Ritter, too, said Bush and Blair were "scrambling to re-justify" the war now that the banned weapons argument no longer held water, with claims they have made the world safer.
But Ritter charged that history would judge the leaders harshly for making the world a worse place by flouting international law and creating chaos in Iraq.
He said "the world's two greatest democracies" had undermined the legal framework of the United Nations set up after World War II at exactly the time when the world needed multilateralism most, to fight a global war on terror.

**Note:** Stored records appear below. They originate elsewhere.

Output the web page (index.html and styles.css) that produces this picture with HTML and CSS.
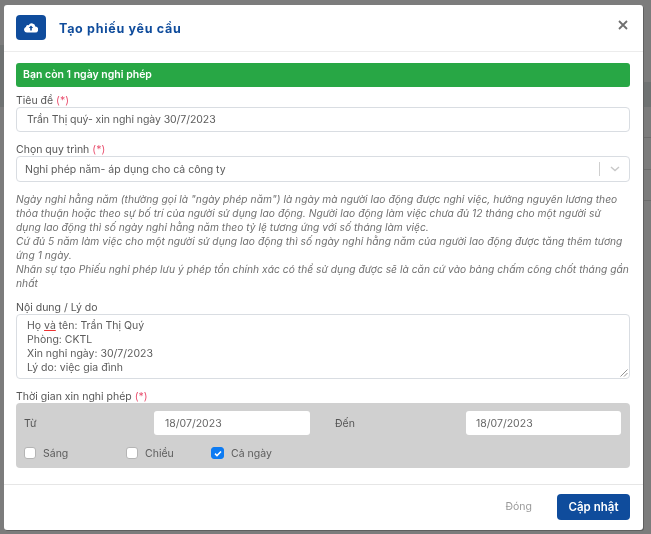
FILE: index.html
```html
<!DOCTYPE html>
<html lang="vi">
<head>
<meta charset="utf-8">
<title>Tạo phiếu yêu cầu</title>
<link rel="stylesheet" href="styles.css">
</head>
<body>
<div class="backdrop">
  <span class="bg-band bg-right-a"></span>
  <span class="bg-line bg-right-b"></span>
  <span class="bg-line bg-right-c"></span>
  <span class="bg-line bg-right-d"></span>
  <span class="bg-band bg-left-a"></span>
  <section class="modal">
    <header class="modal-header">
      <div class="header-icon">
        <svg width="14" height="11" viewBox="0 0 14 11"><path fill="#fff" d="M11.3 4.6A3.5 3.5 0 0 0 4.7 3.2 2.2 2.2 0 0 0 1.9 5 2.9 2.9 0 0 0 3 10.6h8a3 3 0 0 0 .3-6z"/><path fill="#0f4c9c" d="M7 3.6 9.2 6H7.8v2.6H6.2V6H4.8z"/></svg>
      </div>
      <h1 class="modal-title">Tạo phiếu yêu cầu</h1>
      <span class="close">
        <svg width="10" height="10" viewBox="0 0 10 10"><path d="M1 1l8 8M9 1l-8 8" stroke="#6f6f6f" stroke-width="1.8" fill="none"/></svg>
      </span>
    </header>
    <div class="modal-body">
      <div class="alert">Bạn còn 1 ngày nghỉ phép</div>
      <label class="label label-first">Tiêu đề <em>(*)</em></label>
      <div class="field field-title">Trần Thị quý- xin nghỉ ngày 30/7/2023</div>
      <label class="label label-gap">Chọn quy trình <em>(*)</em></label>
      <div class="field field-select">
        <span class="select-value">Nghỉ phép năm- áp dụng cho cả công ty</span>
        <span class="select-sep"></span>
        <span class="select-arrow">
          <svg width="10" height="6" viewBox="0 0 10 6"><path d="M1 1l4 3.6L9 1" stroke="#c8c8c8" stroke-width="1.4" fill="none"/></svg>
        </span>
      </div>
      <p class="help">Ngày nghỉ hằng năm (thường gọi là "ngày phép năm") là ngày mà người lao động được nghỉ việc, hưởng nguyên lương theo<br>thỏa thuận hoặc theo sự bố trí của người sử dụng lao động. Người lao động làm việc chưa đủ 12 tháng cho một người sử<br>dụng lao động thì số ngày nghỉ hằng năm theo tỷ lệ tương ứng với số tháng làm việc.<br>Cứ đủ 5 năm làm việc cho một người sử dụng lao động thì số ngày nghỉ hằng năm của người lao động được tăng thêm tương<br>ứng 1 ngày.<br>Nhân sự tạo Phiếu nghỉ phép lưu ý phép tồn chính xác có thể sử dụng được sẽ là căn cứ vào bảng chấm công chốt tháng gần<br>nhất</p>
      <label class="label label-reason">Nội dung / Lý do</label>
      <div class="field field-area">
        Họ <span class="spell">và</span> tên: Trần Thị Quý<br>Phòng: CKTL<br>Xin nghỉ ngày: 30/7/2023<br>Lý do: việc gia đình
        <svg class="grip" width="8" height="8" viewBox="0 0 8 8"><path d="M7.5 .5l-7 7M7.5 4l-3.5 3.5" stroke="#777" stroke-width=".8" fill="none"/></svg>
      </div>
      <label class="label label-time">Thời gian xin nghỉ phép <em>(*)</em></label>
      <div class="panel">
        <div class="date-row">
          <span class="date-label">Từ</span>
          <span class="date-input date-from">18/07/2023</span>
          <span class="date-label date-label-to">Đến</span>
          <span class="date-input date-to">18/07/2023</span>
        </div>
        <div class="check-row">
          <span class="check check-a"><i class="box"></i>Sáng</span>
          <span class="check check-b"><i class="box"></i>Chiều</span>
          <span class="check"><i class="box box-on"><svg width="8" height="7" viewBox="0 0 8 7"><path d="M1 3.6l2 2 4-4.2" stroke="#fff" stroke-width="1.5" fill="none"/></svg></i>Cả ngày</span>
        </div>
      </div>
    </div>
    <footer class="modal-footer">
      <span class="btn-close">Đóng</span>
      <span class="btn-save">Cập nhật</span>
    </footer>
  </section>
</div>
</body>
</html>
```
FILE: styles.css
```css
* { box-sizing: border-box; }
html, body { margin: 0; height: 100%; }
body { font-family: Inter, "Noto Sans", sans-serif; font-size: 10.5px; color: #555; overflow: hidden; }
.backdrop { position: relative; width: 651px; height: 534px; background: #7c7c7c; padding: 5px 8px 4px 4px; filter: blur(.35px); }
.bg-band { position: absolute; background: #6f7272; }
.bg-line { position: absolute; right: 0; width: 7px; height: 1px; background: #6c6c6c; }
.bg-right-a { right: 0; top: 82px; width: 7px; height: 25px; }
.bg-right-b { top: 137px; }
.bg-right-c { top: 169px; }
.bg-right-d { top: 200px; }
.bg-left-a { left: 0; top: 45px; width: 4px; height: 62px; }
.modal { position: relative; width: 639px; height: 525px; background: #fff; border-radius: 3px; display: flex; flex-direction: column; box-shadow: 1px 1px 0 #5f5f5f; }
.modal-header { height: 47px; flex: none; display: flex; align-items: center; padding: 0 12px; border-bottom: 1px solid #ececec; }
.header-icon { width: 30px; height: 25px; margin-top: -1px; border-radius: 4px; background: #0f4c9c; display: flex; align-items: center; justify-content: center; }
.modal-title { margin: 0 0 0 13px; font-size: 12.5px; font-weight: 700; color: #0f4c9c; letter-spacing: .7px; flex: 1; }
.close { display: flex; margin: -7px 3px 0 0; }
.modal-body { flex: none; padding: 11px 13px 0 12px; }
.alert { height: 24px; background: #28a745; color: #fff; border-radius: 3px; padding: 0 7px; font-size: 10.5px; font-weight: 600; line-height: 24px; }
.label { display: block; height: 13px; line-height: 13px; font-size: 10.5px; color: #555; }
.label em { font-style: normal; color: #e9506f; }
.label-first { margin-top: 7px; }
.label-gap { margin-top: 11px; }
.label-reason { margin-top: 11px; }
.label-time { margin-top: 11px; }
.field { border: 1px solid #d9dde2; border-radius: 4px; background: #fff; font-size: 10.5px; color: #5b5b5b; }
.field-title { height: 25px; line-height: 23px; padding: 0 10px; letter-spacing: -.07px; }
.field-select { height: 26px; display: flex; align-items: center; padding-left: 8px; }
.select-value { flex: 1; }
.select-sep { width: 1px; height: 14px; background: #cfcfcf; }
.select-arrow { width: 29px; display: flex; justify-content: center; }
.help { margin: 10px 0 0; font-size: 10.25px; line-height: 14px; font-style: italic; color: #707070; letter-spacing: .02px; white-space: nowrap; }
.field-area { position: relative; height: 65px; padding: 4px 10px; line-height: 14px; }
.spell { text-decoration: underline #e33 1px; text-underline-offset: 1px; }
.grip { position: absolute; right: 1px; bottom: 1px; }
.panel { height: 65px; background: #d0d0d0; border-radius: 4px; padding: 8px 9px 0 8px; }
.date-row { display: flex; align-items: center; height: 24px; }
.date-label { font-size: 10.5px; width: 130px; color: #555; }
.date-label-to { width: 131px; margin-left: 25px; }
.date-input { width: 156px; height: 24px; background: #fff; border-radius: 3px; padding: 0 11px; line-height: 25px; font-size: 10.5px; color: #666; }
.date-to { width: 155px; padding: 0 10px; }
.check-row { display: flex; align-items: center; height: 16px; margin-top: 10px; }
.check { display: flex; align-items: center; gap: 7px; font-size: 10.5px; color: #5c5c5c; }
.check-a { width: 102px; }
.check-b { width: 85px; }
.box { width: 12px; height: 12px; border: 1px solid #b5b5b5; border-radius: 3px; background: #fff; display: flex; align-items: center; justify-content: center; }
.box-on { width: 13px; background: #0d7bf2; border-color: #0d7bf2; }
.modal-footer { position: absolute; left: 0; right: 0; bottom: 0; height: 46px; border-top: 1px solid #e6e6e6; display: flex; align-items: center; justify-content: flex-end; padding: 0 13px 2px 0; }
.btn-close { font-size: 10.5px; color: #9a9a9a; margin-right: 25px; }
.btn-save { width: 73px; height: 26px; background: #0f4c9c; color: #fff; border-radius: 4px; display: flex; align-items: center; justify-content: center; font-size: 11.5px; font-weight: 600; }
```
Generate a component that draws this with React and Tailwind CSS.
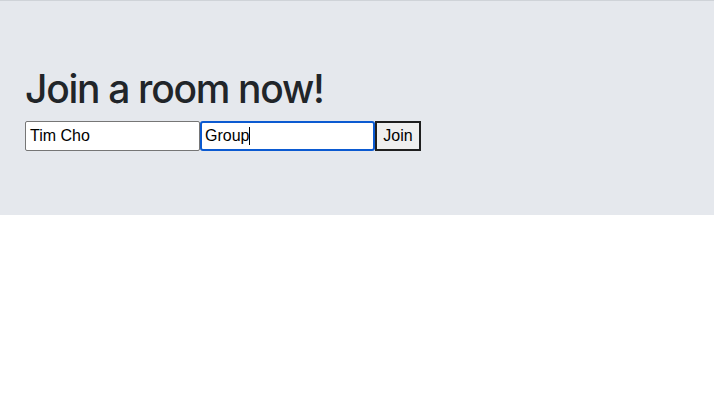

"Saddam is gone, and the world is far worse for it - not because his regime posed no threat, perceived or otherwise, but because the threat to international peace and security resulting from the decisions made by Bush and Blair to invade Iraq in violation of international law make any threat emanating from an Iraq ruled by Saddam pale in comparison," he wrote.
Ritter, a former intelligence officer in the US Marines, was an inspector in Iraq from 1991 to 1998, when he resigned, citing a lack of UN and US support for his tough disarmament methods.
Both men have been outspoken critics of Bush and Blair, and authors of books on the hunt for Saddam's weapons of mass destruction.